Et réussir à voir le positif dans chaque chose, ne plus se laisser mener par mon côté noir.

C’est donc le but de ce voyage.

Pour en revenir à ce neuvième jour, il se termine par une pleine lune dont le reflet viendra lécher la surface du petit lac.
Nous étions en majorité assis devant ce superbe tableau, subjugué par cette nature et cette énergie.
Un moment inoubliable !

Puis le dixième jour se termine, nous pouvons de nouveau parler en soirée.
Nous avons la possibilité de parler de notre expérience à tout le monde.
Étonnamment, j’étais excité à l’idée de partager mon expérience mais arrivé devant tout le monde, j’oublie la moitié de ce que je voulais dire…
Pas grave, je pense avoir dit le principal !

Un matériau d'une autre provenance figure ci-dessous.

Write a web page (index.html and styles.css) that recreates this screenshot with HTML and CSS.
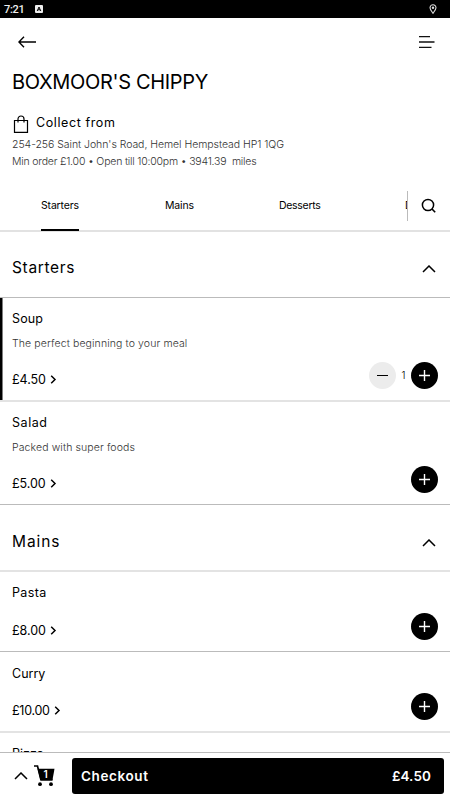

Le lendemain, les adieux. Chacun part vers sa prochaine destination. Je reste avec une française à discuter puis elle part pour Surat Thani.

Me voilà, de nouveau seul, au monastère.
Je reçois un petit coup de massue sur le moral.
Même si l’on ne parle pas pendant 10 jours, il y a toujours une présence, quelques regards ou sourires partagés.

Étonnamment, des liens se créent et du jour au lendemain, ils sont rompus.
Je ne m’attendais pas à avoir ce sentiment de solitude s’abattre si lourdement.
Malgré tout, j’arrive à m’endormir et décide de partir dès le lendemain.